Im Gegensatz zur SPD, die ein NPD-Verbot trotz verbreiteter interner Zweifel quasi zur Parteidoktrin erhoben hat, schreckt die Union – voran Innenminister Wolfgang Schäuble – vor einem erneuten Gang nach Karlsruhe zurück.

2003 hatte sich SPD-Innenminister Otto Schily eine Blamage eingehandelt, als das Bundesverfassungsgericht ein Verbot an die Bedingung knüpfte, gleichzeitig die Agenten des Verfassungsschutzes aus den Reihen der NPD abzuziehen. Auf die Erkenntnisse der eingeschleusten V-Leute wollte – und will – der Staat vorerst allerdings nicht verzichten.

AUF EINEN BLICK

Die NPD-Strategie zielt auf Provokation ab. Ausgerechnet den 1. Mai, den „Tag der Arbeit“, der sonst den Gewerkschaften vorbehalten ist, hat die NPD ausgewählt, um Flagge zu zeigen. Und dann auch noch in Nürnberg, der Stadt der NS-Parteitage.

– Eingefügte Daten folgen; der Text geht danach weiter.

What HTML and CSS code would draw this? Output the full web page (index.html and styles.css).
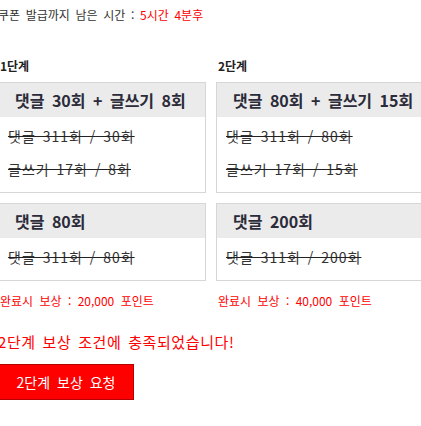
FILE: index.html
```html
<!DOCTYPE html>
<html lang="ko">
<head>
<meta charset="utf-8">
<title>쿠폰 발급</title>
<link rel="stylesheet" href="styles.css">
</head>
<body>
<div class="page">
  <p class="timer">쿠폰 발급까지 남은 시간 : <span class="red">5시간 4분후</span></p>
  <div class="stages">
    <div class="stage">
      <h3 class="stage-title">1단계</h3>
      <div class="box">
        <div class="box-head">댓글 30회 + 글쓰기 8회</div>
        <div class="box-body">
          <div class="row done">댓글 311회 / 30회</div>
          <div class="row done">글쓰기 17회 / 8회</div>
        </div>
      </div>
      <div class="box">
        <div class="box-head">댓글 80회</div>
        <div class="box-body">
          <div class="row done">댓글 311회 / 80회</div>
        </div>
      </div>
      <p class="reward">완료시 보상 : 20,000 포인트</p>
    </div>
    <div class="stage">
      <h3 class="stage-title">2단계</h3>
      <div class="box">
        <div class="box-head">댓글 80회 + 글쓰기 15회</div>
        <div class="box-body">
          <div class="row done">댓글 311회 / 80회</div>
          <div class="row done">글쓰기 17회 / 15회</div>
        </div>
      </div>
      <div class="box">
        <div class="box-head">댓글 200회</div>
        <div class="box-body">
          <div class="row done">댓글 311회 / 200회</div>
        </div>
      </div>
      <p class="reward">완료시 보상 : 40,000 포인트</p>
    </div>
  </div>
  <p class="message">2단계 보상 조건에 충족되었습니다!</p>
  <button class="request" type="button">2단계 보상 요청</button>
</div>
</body>
</html>
```

FILE: styles.css
```css
html, body {
  margin: 0;
  padding: 0;
  background: #ffffff;
}

body {
  font-family: "Noto Sans CJK KR", "Noto Sans", sans-serif;
  color: #333333;
  font-size: 12px;
}

.page {
  margin-left: -2px;
  padding-top: 6px;
}

.timer {
  margin: 0;
  font-size: 12px;
  line-height: 18px;
  word-spacing: 2.3px;
  white-space: nowrap;
}

.red {
  color: #ff0000;
}

.stages {
  display: grid;
  grid-template-columns: 208px 208px;
  column-gap: 10px;
  margin-top: 34px;
}

.stage {
  display: flex;
  flex-direction: column;
  gap: 10px;
}

.stage-title {
  margin: 0 0 -2px 2px;
  font-size: 12px;
  line-height: 16px;
  font-weight: bold;
  color: #222222;
}

.box {
  border: 1px solid #d6d6d6;
  background: #ffffff;
}

.box-head {
  height: 34px;
  line-height: 34px;
  background: #ebebeb;
  padding-left: 16px;
  font-size: 16px;
  font-weight: bold;
  color: #2b2b3a;
  white-space: nowrap;
  word-spacing: 3px;
}

.box-body {
  padding: 3px 0 6px 9px;
}

.row {
  height: 33px;
  line-height: 33px;
  font-size: 14px;
  color: #333333;
  white-space: nowrap;
  word-spacing: 2px;
  letter-spacing: 1px;
}

.done {
  text-decoration: line-through;
  text-decoration-color: #222222;
}

.reward {
  margin: 2px 0 0 2px;
  font-size: 12px;
  line-height: 16px;
  color: #ff0000;
  white-space: nowrap;
  word-spacing: 3px;
}

.message {
  margin: 23px 0 0 0;
  font-size: 15px;
  line-height: 20px;
  color: #ff0000;
  letter-spacing: 0.6px;
  word-spacing: 2px;
  white-space: nowrap;
}

.request {
  display: block;
  margin-top: 12px;
  width: 136px;
  height: 36px;
  padding: 0;
  border: 1px solid #b30000;
  background: #ff0000;
  color: #ffffff;
  font-family: "Noto Sans CJK KR", "Noto Sans", sans-serif;
  font-size: 14px;
  word-spacing: 3px;
  cursor: pointer;
}
```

Die Kundgebungen der NPD haben auch die linksradikalen Gegner der „braunen“ Schwarzhemden genutzt, um mobil zu machen. In Deutschland ist nun erneut die Debatte über ein NPD-Verbot aufgeflammt, wie es SPD und Gewerkschaften fordern. Die Union lehnt ein Verbotsverfahren ab. Bereits 2003 war ein solcher Versuch beim Verfassungsgericht gescheitert, weil der Staat seine V-Leute aus der NPD hätte abziehen müssen.